** Start Listing **
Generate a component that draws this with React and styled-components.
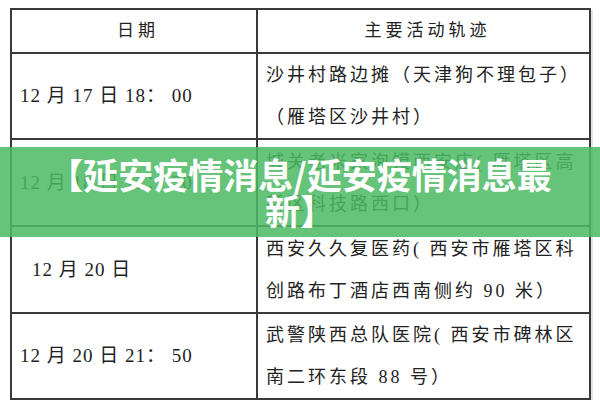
import styled, { createGlobalStyle } from "styled-components";

const Global = createGlobalStyle`
  body {
    margin: 0;
    background: #ffffff;
  }
`;

const Pagina = styled.div`
  position: relative;
  width: 600px;
  height: 400px;
  padding: 8px 9px 0 10px;
  box-sizing: border-box;
  overflow: hidden;
  background: #fff;
`;

const Tabla = styled.table`
  width: 581px;
  border-collapse: collapse;
  table-layout: fixed;
  box-shadow: 2px 2px 0 #e4e4e4;
  font-family: "Liberation Serif", "Noto Sans CJK SC", serif;
  color: #222;
`;

const Fila = styled.tr`
  height: ${(p) => p.$alto}px;
`;

const Celda = styled.td`
  border: 2px solid #3a3a3a;
  padding: 0 0 0 ${(p) => p.$sangria || 8}px;
  vertical-align: middle;
  text-align: ${(p) => (p.$centro ? "center" : "left")};
  font-size: ${(p) => (p.$fecha ? 19 : 18)}px;
  letter-spacing: ${(p) => (p.$fecha ? 1 : 3)}px;
  line-height: ${(p) => (p.$fecha ? 24 : 42)}px;
  font-weight: 400;
  white-space: nowrap;
  overflow: hidden;
`;

const Cabecera = styled(Celda)`
  font-size: 17px;
  letter-spacing: 4px;
  line-height: 20px;
`;

const Banda = styled.div`
  position: absolute;
  left: 0;
  right: 0;
  top: 147px;
  height: 90px;
  padding: 0 46px;
  box-sizing: border-box;
  display: flex;
  align-items: center;
  justify-content: center;
  background: rgba(76, 185, 100, 0.86);
`;

const Titulo = styled.h1`
  margin: 0;
  text-align: center;
  color: #ffffff;
  font-family: "Noto Sans CJK SC", "Noto Sans", sans-serif;
  font-weight: 700;
  font-size: 35px;
  line-height: 36px;
`;

const filas = [
  {
    alto: 84,
    fecha: "12 月 17 日 18： 00",
    lineas: ["沙井村路边摊（天津狗不理包子）", "（雁塔区沙井村）"],
  },
  {
    alto: 87,
    fecha: "12 月 18 日 12： 20",
    lineas: ["城关老米家泡馍西安店( 雁塔区高", "新区科技路西口）"],
  },
  {
    alto: 87,
    fecha: "12 月 20 日",
    sangria: 20,
    lineas: ["西安久久复医药( 西安市雁塔区科", "创路布丁酒店西南侧约 90 米）"],
  },
  {
    alto: 85,
    fecha: "12 月 20 日 21： 50",
    lineas: ["武警陕西总队医院( 西安市碑林区", "南二环东段 88 号）"],
  },
];

export default function App() {
  return (
    <>
      <Global />
      <Pagina>
        <Tabla>
          <colgroup>
            <col style={{ width: 246 }} />
            <col />
          </colgroup>
          <tbody>
            <Fila $alto={44}>
              <Cabecera $centro>日期</Cabecera>
              <Cabecera $centro>主要活动轨迹</Cabecera>
            </Fila>
            {filas.map((f) => (
              <Fila key={f.fecha} $alto={f.alto}>
                <Celda $fecha $sangria={f.sangria}>
                  {f.fecha}
                </Celda>
                <Celda $sangria={8}>
                  {f.lineas.map((l) => (
                    <div key={l}>{l}</div>
                  ))}
                </Celda>
              </Fila>
            ))}
          </tbody>
        </Tabla>
        <Banda>
          <Titulo>【延安疫情消息/延安疫情消息最新】</Titulo>
        </Banda>
      </Pagina>
    </>
  );
}
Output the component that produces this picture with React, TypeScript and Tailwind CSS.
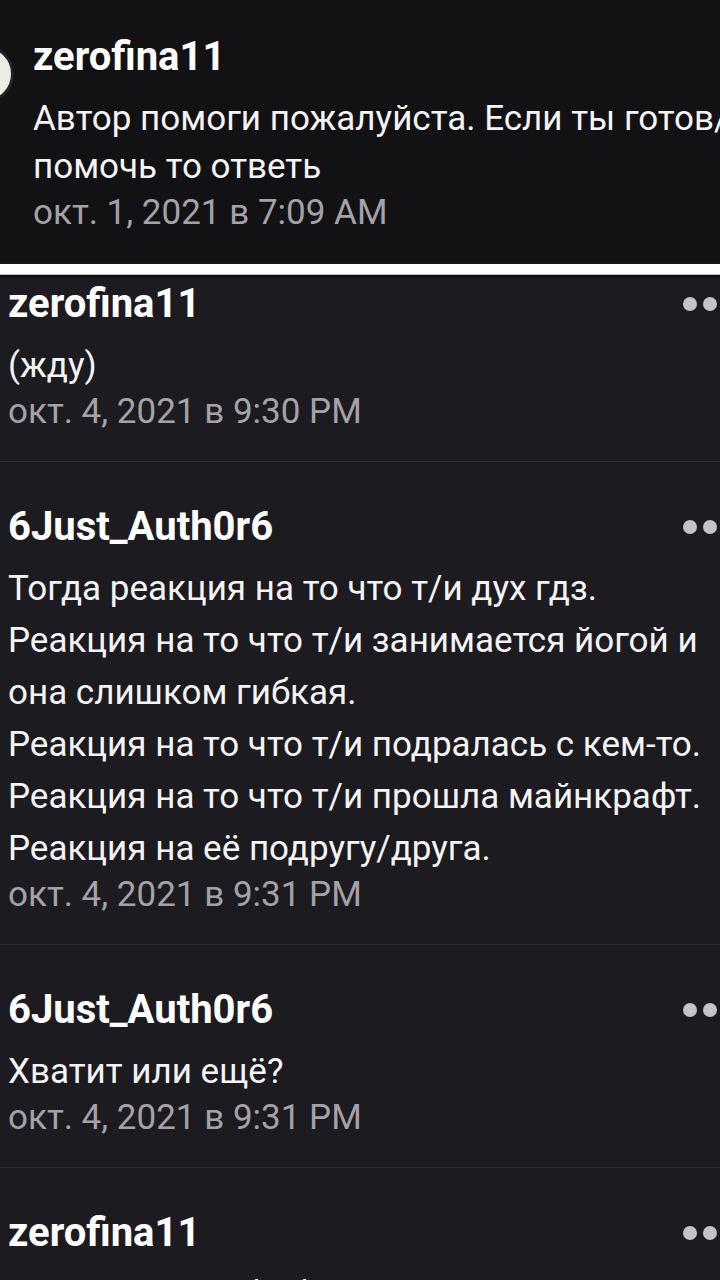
import React from "react";

type Comment = { author: string; lines: string[]; date: string };

const comments: Comment[] = [
  { author: "zerofina11", lines: ["(жду)"], date: "окт. 4, 2021 в 9:30 PM" },
  {
    author: "6Just_Auth0r6",
    lines: [
      "Тогда реакция на то что т/и дух гдз.",
      "Реакция на то что т/и занимается йогой и",
      "она слишком гибкая.",
      "Реакция на то что т/и подралась с кем-то.",
      "Реакция на то что т/и прошла майнкрафт.",
      "Реакция на её подругу/друга.",
    ],
    date: "окт. 4, 2021 в 9:31 PM",
  },
  { author: "6Just_Auth0r6", lines: ["Хватит или ещё?"], date: "окт. 4, 2021 в 9:31 PM" },
  { author: "zerofina11", lines: ["Хватит. Спасибо большое"], date: "окт. 4, 2021 в 9:32 PM" },
];

function Dots() {
  return (
    <div className="mr-[-17px] flex shrink-0 gap-[6px]">
      <span className="h-[14px] w-[14px] rounded-full bg-[#c4c3c6]" />
      <span className="h-[14px] w-[14px] rounded-full bg-[#c4c3c6]" />
      <span className="h-[14px] w-[14px] rounded-full bg-[#c4c3c6]" />
    </div>
  );
}

function CommentRow({ c, first }: { c: Comment; first?: boolean }) {
  return (
    <article className={`border-b border-[#2f2e32] pl-2 pb-[29px] ${first ? "pt-0" : "pt-[41px]"}`}>
      <div className="flex h-[48px] items-center justify-between">
        <h3 className="text-[40px] font-bold leading-[48px] text-white">{c.author}</h3>
        <Dots />
      </div>
      <div className="mt-[12px] text-[35px] leading-[52px] text-[#f4f4f5]">
        {c.lines.map((line, i) => (
          <p key={i} className="whitespace-nowrap">{line}</p>
        ))}
      </div>
      <p className="whitespace-nowrap text-[35px] leading-[40px] text-[#a4a2a7]">{c.date}</p>
    </article>
  );
}

export default function App() {
  return (
    <div className="h-[1280px] w-[720px] overflow-hidden bg-[#1c1b1f] font-['Roboto',sans-serif]">
      <header className="flex h-[262px] bg-[#121114] pt-[33px]">
        <div className="-ml-[44px] mt-[12px] h-[58px] w-[58px] shrink-0 rounded-full border-[3px] border-[#222] bg-[#ecece6]" />
        <div className="ml-[19px] whitespace-nowrap">
          <h2 className="text-[40px] font-bold leading-[48px] text-white">zerofina11</h2>
          <p className="mt-[14px] text-[35px] leading-[48px] text-[#f4f4f5]">Автор помоги пожалуйста. Если ты готов/а</p>
          <p className="text-[35px] leading-[48px] text-[#f4f4f5]">помочь то ответь</p>
          <p className="text-[35px] leading-[44px] text-[#a4a2a7]">окт. 1, 2021 в 7:09 AM</p>
        </div>
      </header>
      <div className="h-[2px] bg-[#1a191c]" />
      <div className="h-[11px] border-b border-[#bbb] bg-white" />
      <div className="h-[3px] bg-[#111013]" />
      <main className="pt-[2px]">
        {comments.map((c, i) => (
          <CommentRow key={i} c={c} first={i === 0} />
        ))}
      </main>
    </div>
  );
}
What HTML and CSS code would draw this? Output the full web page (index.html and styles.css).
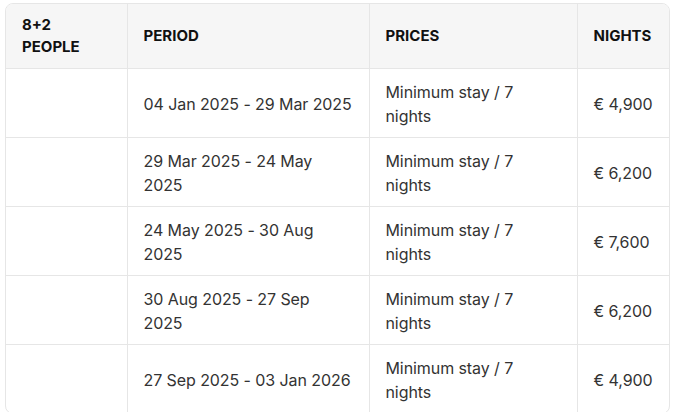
FILE: index.html
```html
<!DOCTYPE html>
<html lang="en">
<head>
<meta charset="utf-8">
<link rel="stylesheet" href="styles.css">
</head>
<body>
<div class="wrap">
<table class="rates">
<colgroup>
<col class="c1"><col class="c2"><col class="c3"><col class="c4">
</colgroup>
<thead>
<tr>
<th>8+2<br>PEOPLE</th>
<th>PERIOD</th>
<th>PRICES</th>
<th>NIGHTS</th>
</tr>
</thead>
<tbody>
<tr><td></td><td>04 Jan 2025 - 29 Mar 2025</td><td>Minimum stay / 7 nights</td><td class="price">€ 4,900</td></tr>
<tr><td></td><td>29 Mar 2025 - 24 May 2025</td><td>Minimum stay / 7 nights</td><td class="price">€ 6,200</td></tr>
<tr><td></td><td>24 May 2025 - 30 Aug 2025</td><td>Minimum stay / 7 nights</td><td class="price">€ 7,600</td></tr>
<tr><td></td><td>30 Aug 2025 - 27 Sep 2025</td><td>Minimum stay / 7 nights</td><td class="price">€ 6,200</td></tr>
<tr><td></td><td>27 Sep 2025 - 03 Jan 2026</td><td>Minimum stay / 7 nights</td><td class="price">€ 4,900</td></tr>
</tbody>
</table>
</div>
</body>
</html>
```
FILE: styles.css
```css
html, body { margin: 0; padding: 0; background: #fff; }
body { padding: 3px 0 0 5px; font-family: Inter, "Noto Sans", sans-serif; color: #222; }
.wrap {
  width: 663px;
  border: 1px solid #e6e6e6;
  border-radius: 8px;
  overflow: hidden;
}
.rates { width: 100%; border-collapse: collapse; table-layout: fixed; }
.rates th, .rates td {
  text-align: left;
  vertical-align: middle;
  padding: 10px 16px;
  border-left: 1px solid #e6e6e6;
  border-top: 1px solid #e6e6e6;
}
.rates th:first-child, .rates td:first-child { border-left: none; }
.rates thead th { border-top: none; }
.rates th {
  background: #f6f6f6;
  font-size: 15px;
  font-weight: 700;
  line-height: 22px;
  height: 44px;
  color: #111;
}
.rates td { font-size: 16px; letter-spacing: -0.08px; line-height: 24px; height: 48px; color: #333; padding-top: 11px; padding-bottom: 9px; }
.rates td.price { white-space: nowrap; }
.c1 { width: 121px; }
.c2 { width: 242px; }
.c3 { width: 208px; }
.c4 { width: auto; }
```
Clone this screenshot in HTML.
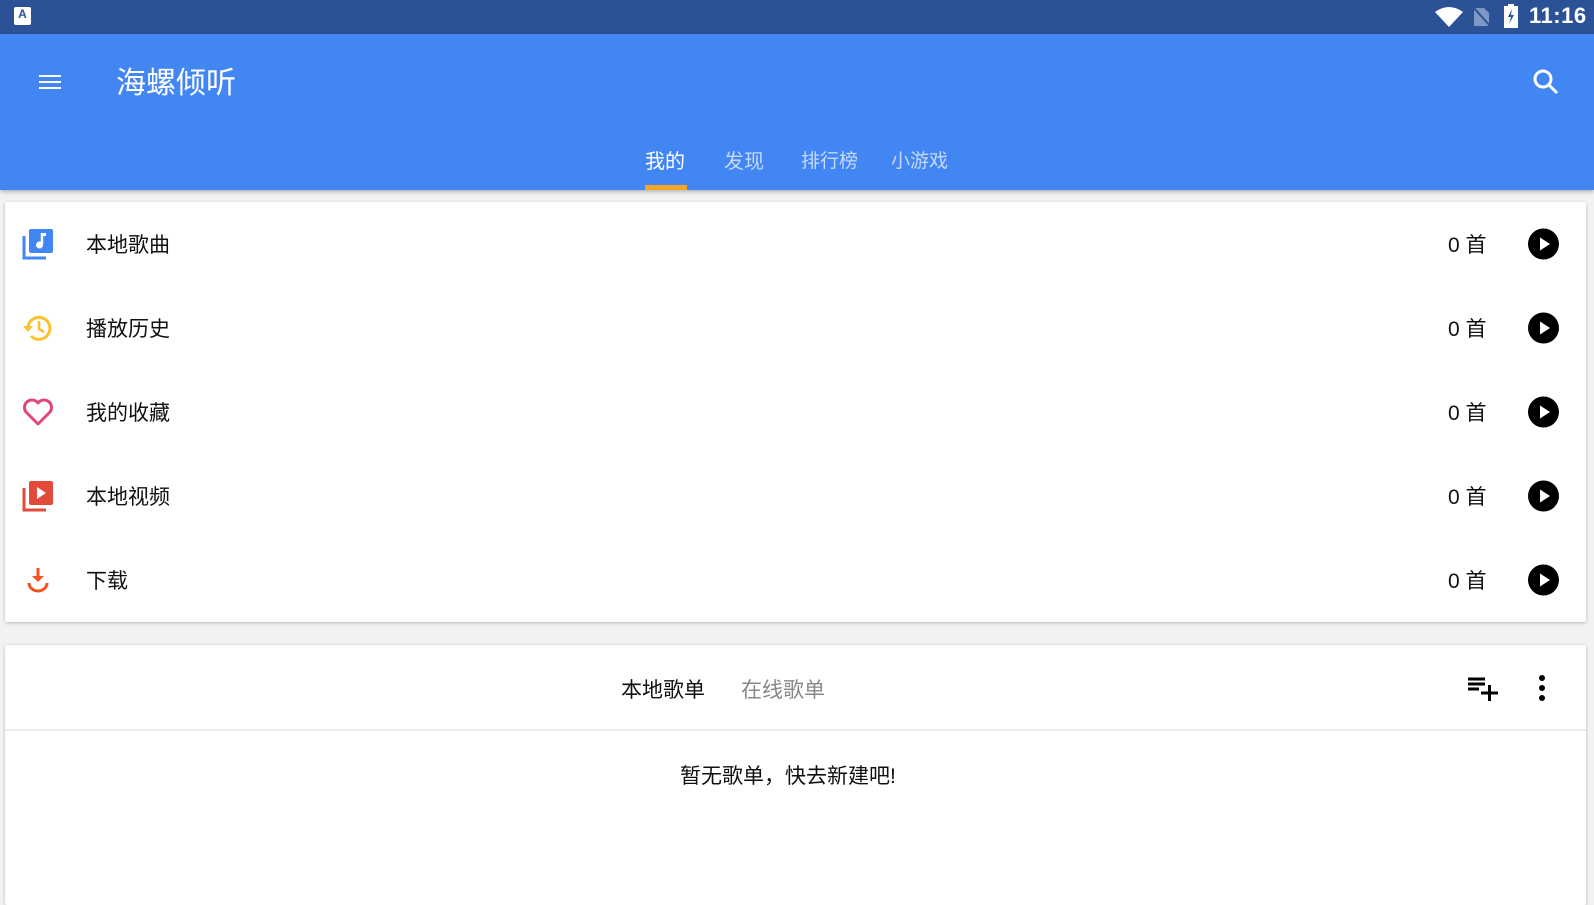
** End Listing **
▶ [Problem to work on]:
Copy word for word only the lines above from the one with "Output the component" through the one with "string; lines: string[];". Leave pictures out.

▶ [Exercise output]:
Output the component that produces this picture with React, TypeScript and Tailwind CSS.
import React from "react";

type Comment = { author: string; lines: string[]; date: string };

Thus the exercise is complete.